-- START Raw data --

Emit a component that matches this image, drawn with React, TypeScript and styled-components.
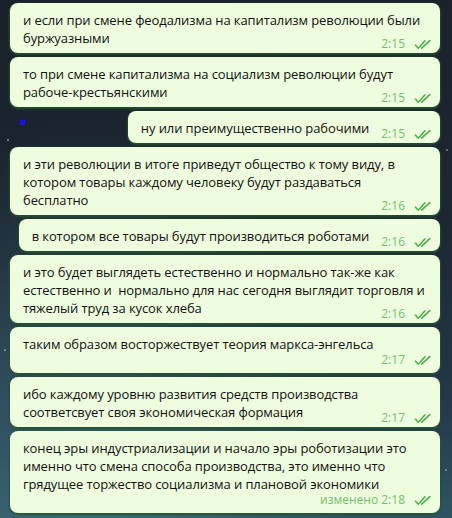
import styled, { createGlobalStyle } from "styled-components";

const GlobalStyle = createGlobalStyle`
    html, body {
        margin: 0;
        padding: 0;
    }
    body {
        width: 452px;
        height: 518px;
        overflow: hidden;
        font-family: "Open Sans", "Noto Sans", sans-serif;
    }
`

const Chat = styled.div`
    width: 452px;
    height: 518px;
    box-sizing: border-box;
    padding: 3px 12px 0 10px;
    display: flex;
    flex-direction: column;
    gap: 4px;
    background:
        radial-gradient(circle at 12px 96px, rgba(255,255,255,0.5) 0 1px, transparent 1.5px),
        radial-gradient(circle at 8px 140px, rgba(255,255,255,0.4) 0 1px, transparent 1.5px),
        radial-gradient(circle at 5px 350px, rgba(255,255,255,0.35) 0 1px, transparent 1.5px),
        radial-gradient(circle at 447px 150px, rgba(255,255,255,0.35) 0 1px, transparent 1.5px),
        radial-gradient(circle at 446px 470px, rgba(255,255,255,0.3) 0 1px, transparent 1.5px),
        radial-gradient(ellipse at 20% 110%, rgba(70, 120, 135, 0.75), transparent 55%),
        linear-gradient(175deg, #1a212b 0%, #1c2631 45%, #24394a 80%, #2f5562 100%);
`

const Row = styled.div`
    display: flex;
    align-items: flex-start;
    justify-content: space-between;
`

const Dot = styled.div`
    width: 5px;
    height: 5px;
    margin: 9px 0 0 10px;
    background: #1414f0;
`

const Bubble = styled.div<{ $full?: boolean }>`
    box-sizing: border-box;
    width: ${p => p.$full ? "100%" : "fit-content"};
    max-width: 430px;
    align-self: flex-end;
    padding: 8px 8px 2px 13px;
    background: #effddf;
    border-radius: 8px;
    box-shadow: 0 1px 2px 1px rgba(38, 82, 48, 0.9);
    color: #111;
    font-size: 13px;
    letter-spacing: -0.1px;
    line-height: 18px;
`

const Text = styled.div`
    display: flow-root;
    white-space: pre-wrap;
`

const Meta = styled.span<{ $below?: boolean }>`
    display: ${p => p.$below ? "flex" : "inline-flex"};
    float: ${p => p.$below ? "none" : "right"};
    justify-content: flex-end;
    align-items: center;
    gap: 9px;
    height: 14px;
    margin: ${p => p.$below ? "0 0 4px 0" : "8px 0 0 12px"};
    color: #72bf6c;
    font-size: 12px;
    letter-spacing: 0;
    line-height: 14px;
    white-space: nowrap;
`

const Checks = () => (
    <svg width="18" height="11" viewBox="0 0 18 11" fill="none" stroke="#4fae4e" strokeWidth="1.6" strokeLinecap="round" strokeLinejoin="round">
        <path d="M1.5 6.2 L4.3 9.2 L11 1.8" />
        <path d="M7.6 9.2 L15.8 1.6" />
    </svg>
)

type Msg = { text: string, time: string, full?: boolean, below?: boolean, dot?: boolean }

const messages: Msg[] = [
    { text: "и если при смене феодализма на капитализм революции были\nбуржуазными", time: "2:15", full: true },
    { text: "то при смене капитализма на социализм революции будут\nрабоче-крестьянскими", time: "2:15", full: true },
    { text: "ну или преимущественно рабочими", time: "2:15", dot: true },
    { text: "и эти революции в итоге приведут общество к тому виду, в\nкотором товары каждому человеку будут раздаваться\nбесплатно", time: "2:16", full: true },
    { text: "в котором все товары будут производиться роботами", time: "2:16" },
    { text: "и это будет выглядеть естественно и нормально так-же как\nестественно и  нормально для нас сегодня выглядит торговля и\nтяжелый труд за кусок хлеба", time: "2:16", full: true },
    { text: "таким образом восторжествует теория маркса-энгельса", time: "2:17", full: true, below: true },
    { text: "ибо каждому уровню развития средств производства\nсоответсвует своя экономическая формация", time: "2:17", full: true },
    { text: "конец эры индустриализации и начало эры роботизации это\nименно что смена способа производства, это именно что\nгрядущее торжество социализма и плановой экономики", time: "изменено 2:18", full: true, below: true },
]

const Message = ({ m }: { m: Msg }) => {
    const meta = <Meta $below={m.below}>{m.time}<Checks /></Meta>
    return (
        <Bubble $full={m.full}>
            <Text>{m.text}{!m.below && meta}</Text>
            {m.below && meta}
        </Bubble>
    )
}

export default function App() {
    return (
        <>
            <GlobalStyle />
            <Chat>
                {messages.map((m, i) => m.dot ? (
                    <Row key={i}>
                        <Dot />
                        <Message m={m} />
                    </Row>
                ) : (
                    <Message key={i} m={m} />
                ))}
            </Chat>
        </>
    )
}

-- END Raw data --

*What is expected:* Each line of the material must be retyped exactly, except that images are omitted.

*The reply:*
Emit a component that matches this image, drawn with React, TypeScript and styled-components.
import styled, { createGlobalStyle } from "styled-components";

const GlobalStyle = createGlobalStyle`
    html, body {
        margin: 0;
        padding: 0;
    }
    body {
        width: 452px;
        height: 518px;
        overflow: hidden;
        font-family: "Open Sans", "Noto Sans", sans-serif;
    }
`

const Chat = styled.div`
    width: 452px;
    height: 518px;
    box-sizing: border-box;
    padding: 3px 12px 0 10px;
    display: flex;
    flex-direction: column;
    gap: 4px;
    background:
        radial-gradient(circle at 12px 96px, rgba(255,255,255,0.5) 0 1px, transparent 1.5px),
        radial-gradient(circle at 8px 140px, rgba(255,255,255,0.4) 0 1px, transparent 1.5px),
        radial-gradient(circle at 5px 350px, rgba(255,255,255,0.35) 0 1px, transparent 1.5px),
        radial-gradient(circle at 447px 150px, rgba(255,255,255,0.35) 0 1px, transparent 1.5px),
        radial-gradient(circle at 446px 470px, rgba(255,255,255,0.3) 0 1px, transparent 1.5px),
        radial-gradient(ellipse at 20% 110%, rgba(70, 120, 135, 0.75), transparent 55%),
        linear-gradient(175deg, #1a212b 0%, #1c2631 45%, #24394a 80%, #2f5562 100%);
`

const Row = styled.div`
    display: flex;
    align-items: flex-start;
    justify-content: space-between;
`

const Dot = styled.div`
    width: 5px;
    height: 5px;
    margin: 9px 0 0 10px;
    background: #1414f0;
`

const Bubble = styled.div<{ $full?: boolean }>`
    box-sizing: border-box;
    width: ${p => p.$full ? "100%" : "fit-content"};
    max-width: 430px;
    align-self: flex-end;
    padding: 8px 8px 2px 13px;
    background: #effddf;
    border-radius: 8px;
    box-shadow: 0 1px 2px 1px rgba(38, 82, 48, 0.9);
    color: #111;
    font-size: 13px;
    letter-spacing: -0.1px;
    line-height: 18px;
`

const Text = styled.div`
    display: flow-root;
    white-space: pre-wrap;
`

const Meta = styled.span<{ $below?: boolean }>`
    display: ${p => p.$below ? "flex" : "inline-flex"};
    float: ${p => p.$below ? "none" : "right"};
    justify-content: flex-end;
    align-items: center;
    gap: 9px;
    height: 14px;
    margin: ${p => p.$below ? "0 0 4px 0" : "8px 0 0 12px"};
    color: #72bf6c;
    font-size: 12px;
    letter-spacing: 0;
    line-height: 14px;
    white-space: nowrap;
`

const Checks = () => (
    <svg width="18" height="11" viewBox="0 0 18 11" fill="none" stroke="#4fae4e" strokeWidth="1.6" strokeLinecap="round" strokeLinejoin="round">
        <path d="M1.5 6.2 L4.3 9.2 L11 1.8" />
        <path d="M7.6 9.2 L15.8 1.6" />
    </svg>
)

type Msg = { text: string, time: string, full?: boolean, below?: boolean, dot?: boolean }

const messages: Msg[] = [
    { text: "и если при смене феодализма на капитализм революции были\nбуржуазными", time: "2:15", full: true },
    { text: "то при смене капитализма на социализм революции будут\nрабоче-крестьянскими", time: "2:15", full: true },
    { text: "ну или преимущественно рабочими", time: "2:15", dot: true },
    { text: "и эти революции в итоге приведут общество к тому виду, в\nкотором товары каждому человеку будут раздаваться\nбесплатно", time: "2:16", full: true },
    { text: "в котором все товары будут производиться роботами", time: "2:16" },
    { text: "и это будет выглядеть естественно и нормально так-же как\nестественно и  нормально для нас сегодня выглядит торговля и\nтяжелый труд за кусок хлеба", time: "2:16", full: true },
    { text: "таким образом восторжествует теория маркса-энгельса", time: "2:17", full: true, below: true },
    { text: "ибо каждому уровню развития средств производства\nсоответсвует своя экономическая формация", time: "2:17", full: true },
    { text: "конец эры индустриализации и начало эры роботизации это\nименно что смена способа производства, это именно что\nгрядущее торжество социализма и плановой экономики", time: "изменено 2:18", full: true, below: true },
]

const Message = ({ m }: { m: Msg }) => {
    const meta = <Meta $below={m.below}>{m.time}<Checks /></Meta>
    return (
        <Bubble $full={m.full}>
            <Text>{m.text}{!m.below && meta}</Text>
            {m.below && meta}
        </Bubble>
    )
}

export default function App() {
    return (
        <>
            <GlobalStyle />
            <Chat>
                {messages.map((m, i) => m.dot ? (
                    <Row key={i}>
                        <Dot />
                        <Message m={m} />
                    </Row>
                ) : (
                    <Message key={i} m={m} />
                ))}
            </Chat>
        </>
    )
}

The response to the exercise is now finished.